Prophets of Joy – A Gospel Reflection for Participants General Chapter Mill Hill Missionaries
On the first day of the 19th Chapter of the Mill Hill missionaries the assembled delegates were taken on a journey of discovery of Gospel Joy in a day of recollection led by New Testament scholar and Dominican friar, Richard Ounsworth.
Sharing elements of his personal search for a meaningful engagement in religious life, Fr Richard highlighted joyfulness as the single most attractive feature to determine his choice.
Joyfulness, he stressed, is not the same as cheerfulness. Its roots lie deeper. It can go together with sorrow and distress.
The Singer Mary Black expresses this forcefully in one of her songs:
‘I used to think that joy was the break between sorrows,
like peace was the break between wars’.
But the joy Christ brings goes deeper.
It comes from the knowledge that we are loved.`
‘Joy and sorrow are not like oil and water’. (Song by Indigo Girls)
Joy and sorrow are not incompatible.
True joy finds its origin in the awareness that we are loved into being.
Christ knows that. He knew it on the cross, even when he cried out: ‘My God, my God why have you forsaken me’.
Our task as missionaries is to be prophets of joy.
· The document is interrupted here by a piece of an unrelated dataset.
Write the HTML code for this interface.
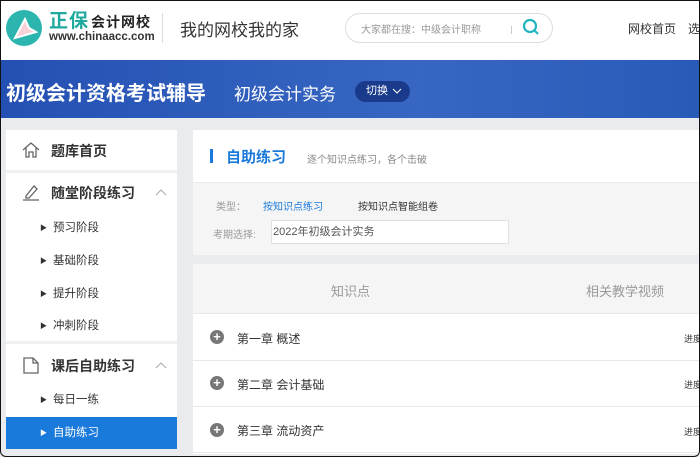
<!DOCTYPE html>
<html><head><meta charset="utf-8"><style>
*{margin:0;padding:0;box-sizing:border-box}
body{width:700px;height:457px;overflow:hidden;background:#e9ebee;font-family:"Liberation Sans","Noto Sans CJK SC",sans-serif;position:relative;color:#333}
.a{position:absolute;white-space:nowrap}
.frame{position:absolute;left:0;top:0;width:700px;height:457px;border:1px solid #111;border-radius:0 0 6px 6px;pointer-events:none}
.sub{font-size:11.5px;color:#333;line-height:16px}
.sub span{font-size:7px;margin-right:6px;vertical-align:1px}
.plus{width:14px;height:14px;border-radius:50%;background:#777;color:#fff;font-size:13px;line-height:14px;text-align:center;font-weight:bold}
</style></head><body>
<div class="a" style="left:0;top:0;width:700px;height:60px;background:#fff"></div>
<div class="a" style="left:6px;top:10px;width:36px;height:36px;border-radius:50%;background:#2bb5ae"></div>
<svg class="a" style="left:12px;top:16px" width="26" height="24"><path d="M3 22 L13 3 L17 12 L24 16 Z" fill="#f8d0d8" stroke="#fff" stroke-width="2"/></svg>
<div class="a" style="left:49px;top:6px;font-size:19px;font-weight:bold;color:#20a99f;letter-spacing:1px">正保<span style="font-size:14px;color:#222;margin-left:2px">会计网校</span></div>
<div class="a" style="left:49px;top:31px;font-size:11.5px;font-weight:bold;color:#333">www.chinaacc.com</div>
<div class="a" style="left:162px;top:13px;width:1px;height:30px;background:#ddd"></div>
<div class="a" style="left:180px;top:16px;font-size:17px;color:#333">我的网校我的家</div>
<div class="a" style="left:345px;top:13px;width:208px;height:30px;border:1px solid #ddd;border-radius:15px"></div>
<div class="a" style="left:361px;top:21px;font-size:10px;color:#999">大家都在搜：中级会计职称</div>
<div class="a" style="left:511px;top:26px;width:1px;height:8px;background:#ccc"></div>
<svg class="a" style="left:522px;top:18px" width="18" height="18"><circle cx="8" cy="8" r="6" fill="none" stroke="#20b5c0" stroke-width="2.2"/><path d="M12.5 12.5 L16 16" stroke="#20b5c0" stroke-width="2.2"/></svg>
<div class="a" style="left:628px;top:20px;font-size:12px;color:#333">网校首页</div>
<div class="a" style="left:688px;top:20px;font-size:12px;color:#333">选</div>
<div class="a" style="left:0;top:60px;width:700px;height:58px;background:linear-gradient(90deg,#2450b3,#3160bd 40%,#3767c2 60%,#2a5ab8)"></div>
<div class="a" style="left:6px;top:77px;font-size:20px;font-weight:bold;color:#fff">初级会计资格考试辅导</div>
<div class="a" style="left:234px;top:80px;font-size:17px;color:#fff">初级会计实务</div>
<div class="a" style="left:355px;top:81px;width:55px;height:21px;border-radius:11px;background:#1a3a8c;color:#fff;font-size:11px;line-height:21px;padding-left:11px">切换</div>
<svg class="a" style="left:392px;top:88px" width="10" height="7"><path d="M1 1 L5 5 L9 1" fill="none" stroke="#fff" stroke-width="1"/></svg>
<!-- sidebar -->
<div class="a" style="left:6px;top:130px;width:171px;height:319px;background:#fff"></div>
<div class="a" style="left:6px;top:170px;width:171px;height:3px;background:#eef0f2"></div>
<div class="a" style="left:6px;top:341px;width:171px;height:3px;background:#eef0f2"></div>
<svg class="a" style="left:21px;top:141px" width="20" height="18"><path d="M2 9 L10 2 L18 9 M5 7 V16 H8 V11 H12 V16 H15 V7" fill="none" stroke="#666" stroke-width="1.3"/></svg>
<div class="a" style="left:51px;top:141px;font-size:14px;font-weight:bold;color:#333">题库首页</div>
<svg class="a" style="left:21px;top:182px" width="20" height="20"><path d="M5 14 L13 4 L16 7 L8 16 L5 16Z" fill="none" stroke="#666" stroke-width="1.3"/><path d="M2 18 H18" stroke="#666" stroke-width="1.3"/></svg>
<div class="a" style="left:51px;top:183px;font-size:14px;font-weight:bold;color:#333">随堂阶段练习</div>
<svg class="a" style="left:155px;top:189px" width="12" height="7"><path d="M1 6 L6 1 L11 6" fill="none" stroke="#aaa" stroke-width="1"/></svg>
<div class="a sub" style="left:40px;top:220px"><span>▶</span>预习阶段</div>
<div class="a sub" style="left:40px;top:253px"><span>▶</span>基础阶段</div>
<div class="a sub" style="left:40px;top:286px"><span>▶</span>提升阶段</div>
<div class="a sub" style="left:40px;top:318px"><span>▶</span>冲刺阶段</div>
<svg class="a" style="left:21px;top:355px" width="20" height="20"><path d="M3 3 H12 L17 8 V18 H3Z M12 3 V8 H17" fill="none" stroke="#666" stroke-width="1.3"/></svg>
<div class="a" style="left:51px;top:356px;font-size:14px;font-weight:bold;color:#333">课后自助练习</div>
<svg class="a" style="left:155px;top:362px" width="12" height="7"><path d="M1 6 L6 1 L11 6" fill="none" stroke="#aaa" stroke-width="1"/></svg>
<div class="a sub" style="left:40px;top:392px"><span>▶</span>每日一练</div>
<div class="a" style="left:6px;top:417px;width:171px;height:32px;background:#1a7adb"></div>
<div class="a sub" style="left:40px;top:425px;color:#fff"><span>▶</span>自助练习</div>
<!-- main -->
<div class="a" style="left:193px;top:130px;width:507px;height:52px;background:#fff"></div>
<div class="a" style="left:210px;top:149px;width:3px;height:14px;background:#1a7adb"></div>
<div class="a" style="left:226px;top:146px;font-size:15px;font-weight:bold;color:#1a7adb">自助练习</div>
<div class="a" style="left:307px;top:151px;font-size:10px;color:#888">逐个知识点练习，各个击破</div>
<div class="a" style="left:193px;top:182px;width:507px;height:73px;background:#f5f5f5;border-top:1px solid #eaeaea"></div>
<div class="a" style="left:216px;top:198px;font-size:10px;color:#999">类型：</div>
<div class="a" style="left:263px;top:198px;font-size:10px;color:#1a7adb">按知识点练习</div>
<div class="a" style="left:358px;top:198px;font-size:10px;color:#333">按知识点智能组卷</div>
<div class="a" style="left:213px;top:226px;font-size:10px;color:#999">考期选择:</div>
<div class="a" style="left:271px;top:220px;width:238px;height:24px;background:#fff;border:1px solid #e0e0e0;font-size:11px;color:#555;line-height:22px;padding-left:1px">2022年初级会计实务</div>
<div class="a" style="left:193px;top:264px;width:507px;height:50px;background:#f5f5f5;border-bottom:1px solid #e8e8e8"></div>
<div class="a" style="left:331px;top:281px;font-size:13px;color:#999">知识点</div>
<div class="a" style="left:586px;top:281px;font-size:13px;color:#999">相关教学视频</div>
<div class="a" style="left:193px;top:314px;width:507px;height:140px;background:#fff"></div>
<div class="a" style="left:193px;top:360px;width:507px;height:1px;background:#e8e8e8"></div>
<div class="a" style="left:193px;top:406px;width:507px;height:1px;background:#e8e8e8"></div>
<div class="a" style="left:193px;top:452px;width:507px;height:1px;background:#e8e8e8"></div>
<div class="a plus" style="left:210px;top:330px">+</div>
<div class="a" style="left:237px;top:330px;font-size:12px;color:#333">第一章 概述</div>
<div class="a" style="left:684px;top:332px;font-size:9px;color:#333">进度</div>
<div class="a plus" style="left:210px;top:376px">+</div>
<div class="a" style="left:237px;top:376px;font-size:12px;color:#333">第二章 会计基础</div>
<div class="a" style="left:684px;top:378px;font-size:9px;color:#333">进度</div>
<div class="a plus" style="left:210px;top:423px">+</div>
<div class="a" style="left:237px;top:422px;font-size:12px;color:#333">第三章 流动资产</div>
<div class="a" style="left:684px;top:425px;font-size:9px;color:#333">进度</div>
<div class="frame"></div>
</body></html>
Speaking with consummate ease and without notes Fr Richard then launched into a reflection on Pope Francis’ encyclical ‘The Joy of the Gospel’ underlining three important aspects:
Firstly: Gospel means joy.
We preach this gospel as prophets of joy.
The basic fundamental Good News is that we are loved.
Fostering this awareness will set people free.
It will also help us ourselves let go of paralysing concerns re power, success, sex as well as pride, anger, fear.
These can act as a kind of carapace giving us the illusion of invulnerability and being protected from hurt.
The awareness of being loved into being creates the space for allowing yourself to be vulnerable.
“All I have to do is fall” (Suzy Bogguss)
The ultimate vision of vulnerability is Christ on the cross.
Secondly: A call to be prophets.
A prophet is not so much someone who foretells the future as an intercessor.
A prophet speaks on behalf of the people, he/she intercedes.
Priesthood and prophecy are not mutually exclusive, as is sometimes suggested.
After all ministry is a call to authentic service.
The Old Testament prophets rail against hollow, inauthentic religion, but their call is often rooted in sacral space. Cf Is 6
Equally the well-known saying referring to the challenging task of the prophet:
‘Comfort the afflicted and afflict the comfortable’ calls for some nuance.
Even when addressing the comfortable our message needs to be one of consolation, hope, freedom and joy.
Thirdly: Foretelling and forthtelling.
Prophecy is not so much foretelling the future as interpreting the present.
Yet many of the verbs used in the Old Testament referring to prophecy are in the future tense. But sometimes the function of the prophet is not to predict the future but to change the present. The book of Jonah is a telling example of this.
The greatest prophet, of course, is Jesus.
We recall his saying: “there are some among you who will not see death…..” (Mt 16: 28)
This can credibly be interpreted as an oracle intended to activate hope in us.